I had always thought that if an IC is grounded to the ground plane then connecting a decoupling capacitor to VDD on one side and straight to ground plane on other side as shown below is acceptable:
However as I understand this poorly spelled guide from the depths of the internet tells me I was wrong all along and the correct way is to run a trace from the IC ground pin to the capacitor and THEN connect to the ground plane:
I believe I was using d) which is somehow wrong. Can anyone more experienced shed some light on this topic, which one of these is the preferred method? Thank you.
Answer
It is to do with the direction the current flows, how hard that is and what that can cause.
What happens with d, for example, is that switching noise from the uC can take reasonable current spikes. These currents are injected directly into the ground plane and its set of capacitance and inductance. At some stage that energy is partly compensated by the decoupling capacitor, but it will be too late. The spike is already in the ground domain and the current might induce a running spike or oscillation along the ground plane, because it's not simply a metal plate.
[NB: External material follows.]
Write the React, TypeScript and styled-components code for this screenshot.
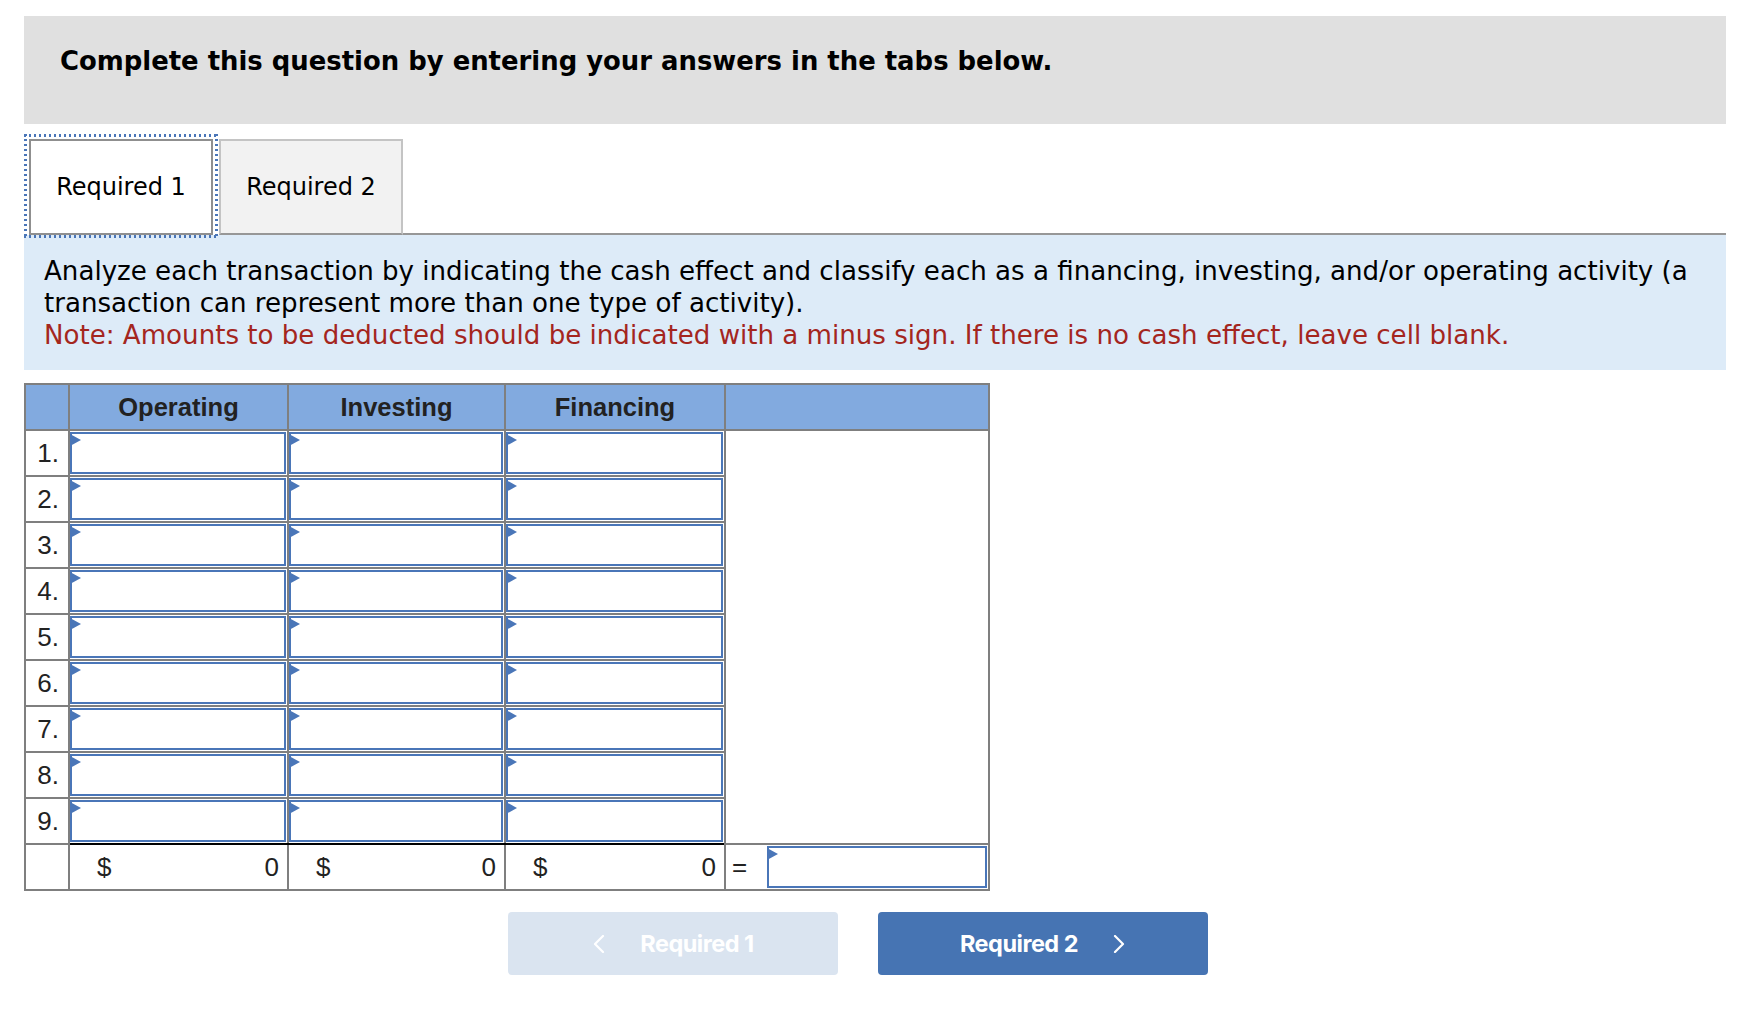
import React from 'react';
import styled, { createGlobalStyle } from 'styled-components';

const GlobalStyle = createGlobalStyle`
  html, body {
    margin: 0;
    padding: 0;
    background: #fff;
  }
  body {
    font-family: "DejaVu Sans", Verdana, sans-serif;
    color: #000;
  }
`;

const focusBlue = '#4a76b8';

const Page = styled.div`
  padding: 16px 20px 40px 24px;
`;

const Banner = styled.div`
  height: 108px;
  box-sizing: border-box;
  padding: 30px 0 0 36px;
  background: #e0e0e0;
  font-size: 25.9px;
  font-weight: 700;
`;

const TabBar = styled.div`
  display: flex;
  height: 96px;
  margin-top: 15px;
`;

const Tab = styled.button<{ $active?: boolean }>`
  position: relative;
  width: 184px;
  box-sizing: border-box;
  margin-left: ${p => (p.$active ? '5px' : '6px')};
  padding: 0;
  border: 2px solid ${p => (p.$active ? '#8f8f8f' : '#c4c4c4')};
  border-bottom-color: ${p => (p.$active ? '#8f8f8f' : '#979797')};
  background: ${p => (p.$active ? '#fff' : '#f2f2f2')};
  font-family: "DejaVu Sans", Verdana, sans-serif;
  font-size: 24px;
  color: #000;
  cursor: pointer;

  ${p =>
    p.$active &&
    `
    &::after {
      content: '';
      position: absolute;
      top: -7px;
      left: -7px;
      right: -7px;
      bottom: -5px;
      background:
        linear-gradient(90deg, ${focusBlue} 50%, transparent 50%) top left / 5px 3px repeat-x,
        linear-gradient(90deg, ${focusBlue} 50%, transparent 50%) bottom left / 5px 3px repeat-x,
        linear-gradient(180deg, ${focusBlue} 50%, transparent 50%) top left / 3px 5px repeat-y,
        linear-gradient(180deg, ${focusBlue} 50%, transparent 50%) top right / 3px 5px repeat-y;
    }
  `}
`;

const TabRule = styled.div`
  flex: 1;
  border-bottom: 2px solid #979797;
`;

const Instructions = styled.div`
  background: #ddebf8;
  padding: 20px 20px 19px;
  font-size: 26.1px;
  line-height: 32px;
`;

const Note = styled.div`
  color: #a4261e;
`;

const Grid = styled.table`
  margin-top: 13px;
  width: 964px;
  border-collapse: collapse;
  table-layout: fixed;
  border: 2px solid #7f7f7f;
  font-family: "Liberation Sans", Arial, sans-serif;
  color: #222;
`;

const HeadCell = styled.th`
  height: 44px;
  padding: 0;
  border: 2px solid #7f7f7f;
  background: #82aadf;
  font-size: 25.5px;
  font-weight: 700;
  text-align: center;
`;

const NumCell = styled.td`
  padding: 0 9px 0 0;
  border: 2px solid #7f7f7f;
  font-size: 26px;
  line-height: 30px;
  text-align: right;
  vertical-align: middle;
`;

const EntryCell = styled.td<{ $rule?: boolean }>`
  padding: 1px 1px 1px 0;
  border: 2px solid #7f7f7f;
  ${p => p.$rule && 'border-bottom-color: #000;'}
`;

const BlankCell = styled.td`
  border: 2px solid #7f7f7f;
  background: #fff;
`;

const Field = styled.div`
  position: relative;
  height: 42px;
  box-sizing: border-box;
  border: 2px solid ${focusBlue};
  background: #fff;
`;

const FieldInput = styled.input`
  width: 100%;
  height: 100%;
  box-sizing: border-box;
  border: none;
  outline: none;
  padding: 0 8px;
  background: transparent;
  font-family: "Liberation Sans", Arial, sans-serif;
  font-size: 24px;
  text-align: right;
`;

const Marker = styled.span`
  position: absolute;
  top: 0;
  left: -2px;
  width: 0;
  height: 0;
  border-top: 6.5px solid transparent;
  border-bottom: 6.5px solid transparent;
  border-left: 11px solid ${focusBlue};
`;

const MoneyCell = styled.td`
  padding: 0;
  border: 2px solid #7f7f7f;
  border-top-color: #000;
  font-size: 26px;
`;

const Money = styled.div`
  display: flex;
  justify-content: space-between;
  align-items: center;
  height: 44px;
  padding: 0 8px 0 27px;
`;

const CheckCell = styled.td`
  padding: 1px 1px 1px 0;
  border: 2px solid #7f7f7f;
`;

const CheckRow = styled.div`
  display: flex;
  align-items: center;
`;

const Equals = styled.span`
  width: 41px;
  padding-left: 6px;
  box-sizing: border-box;
  font-size: 26px;
`;

const CheckField = styled.div`
  flex: 1;
`;

const Nav = styled.div`
  display: flex;
  gap: 40px;
  margin: 21px 0 0 484px;
`;

const NavButton = styled.button<{ $primary?: boolean }>`
  display: flex;
  align-items: center;
  justify-content: center;
  gap: 34px;
  width: 330px;
  height: 63px;
  border: none;
  border-radius: 4px;
  background: ${p => (p.$primary ? '#4674b3' : '#dae4f0')};
  color: #fff;
  font-family: Inter, "Liberation Sans", sans-serif;
  font-size: 23.5px;
  font-weight: 700;
  letter-spacing: -0.5px;
  cursor: ${p => (p.$primary ? 'pointer' : 'default')};
`;

const Chevron = ({ dir }: { dir: 'left' | 'right' }) => (
  <svg width="14" height="18" viewBox="0 0 14 18" fill="none">
    <polyline
      points={dir === 'left' ? '11,1 3,9 11,17' : '3,1 11,9 3,17'}
      stroke="#fff"
      strokeWidth="2.2"
      strokeLinecap="round"
      strokeLinejoin="round"
    />
  </svg>
);

const Entry = () => (
  <Field>
    <Marker />
    <FieldInput type="text" />
  </Field>
);

const rows = [1, 2, 3, 4, 5, 6, 7, 8, 9];
const columns = ['Operating', 'Investing', 'Financing'];

export default function App() {
  return (
    <>
      <GlobalStyle />
      <Page>
        <Banner>Complete this question by entering your answers in the tabs below.</Banner>

        <TabBar>
          <Tab $active>Required 1</Tab>
          <Tab>Required 2</Tab>
          <TabRule />
        </TabBar>

        <Instructions>
          Analyze each transaction by indicating the cash effect and classify each as a financing, investing, and/or operating activity (a transaction can represent more than one type of activity).
          <Note>
            Note: Amounts to be deducted should be indicated with a minus sign. If there is no cash effect, leave cell blank.
          </Note>
        </Instructions>

        <Grid>
          <colgroup>
            <col style={{ width: 44 }} />
            <col style={{ width: 219 }} />
            <col style={{ width: 217 }} />
            <col style={{ width: 220 }} />
            <col style={{ width: 264 }} />
          </colgroup>
          <thead>
            <tr>
              <HeadCell />
              {columns.map(c => (
                <HeadCell key={c}>{c}</HeadCell>
              ))}
              <HeadCell />
            </tr>
          </thead>
          <tbody>
            {rows.map(n => (
              <tr key={n}>
                <NumCell>{n}.</NumCell>
                {columns.map(c => (
                  <EntryCell key={c} $rule={n === 9}>
                    <Entry />
                  </EntryCell>
                ))}
                {n === 1 && <BlankCell rowSpan={9} />}
              </tr>
            ))}
            <tr>
              <NumCell />
              {columns.map(c => (
                <MoneyCell key={c}>
                  <Money>
                    <span>$</span>
                    <span>0</span>
                  </Money>
                </MoneyCell>
              ))}
              <CheckCell>
                <CheckRow>
                  <Equals>=</Equals>
                  <CheckField>
                    <Entry />
                  </CheckField>
                </CheckRow>
              </CheckCell>
            </tr>
          </tbody>
        </Grid>

        <Nav>
          <NavButton disabled>
            <Chevron dir="left" />
            Required 1
          </NavButton>
          <NavButton $primary>
            Required 2
            <Chevron dir="right" />
          </NavButton>
        </Nav>
      </Page>
    </>
  );
}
It has a very difficult set of mathematical equations going on inside it regarding its own inductance and capacitance to other copper areas.
Granted an actual ring on a ground plane is not easy to achieve, especially with a small loop, but better to have a bogeyman that's not likely to ever happen, than assume all sunshine every day.
You want all noise spikes to always see the capacitor before it sees anything else, on both tracks, so you know it will prefer taking energy from the capacitor rather than your power planes and inject its noise directly into the rest of your system.
EDIT:
There are (limited) reasons to use D. In the case of your first picture might be one. If the traces need to be long for your components to see the cap directly, the via to the plane might be the lesser of two evils. A long trace will pinch off the switching current available to the uC/complex-chip. And it might use those currents to generate noise back into the chip, if you happen to run it below the substrates (rare as it may be). But in general the rule of the chip seeing the capacitance first on both traces is a good one and most uC/uP/FPGA type devices have their pins such that this is possible with very short traces. Some parts of the ATTiny and PIC type families excluded, but what do you want for a single $?
Although, you can see that the Tiny261-family has a lot of AD and also chose to put the power pins next to each other for both domains. Coincidence?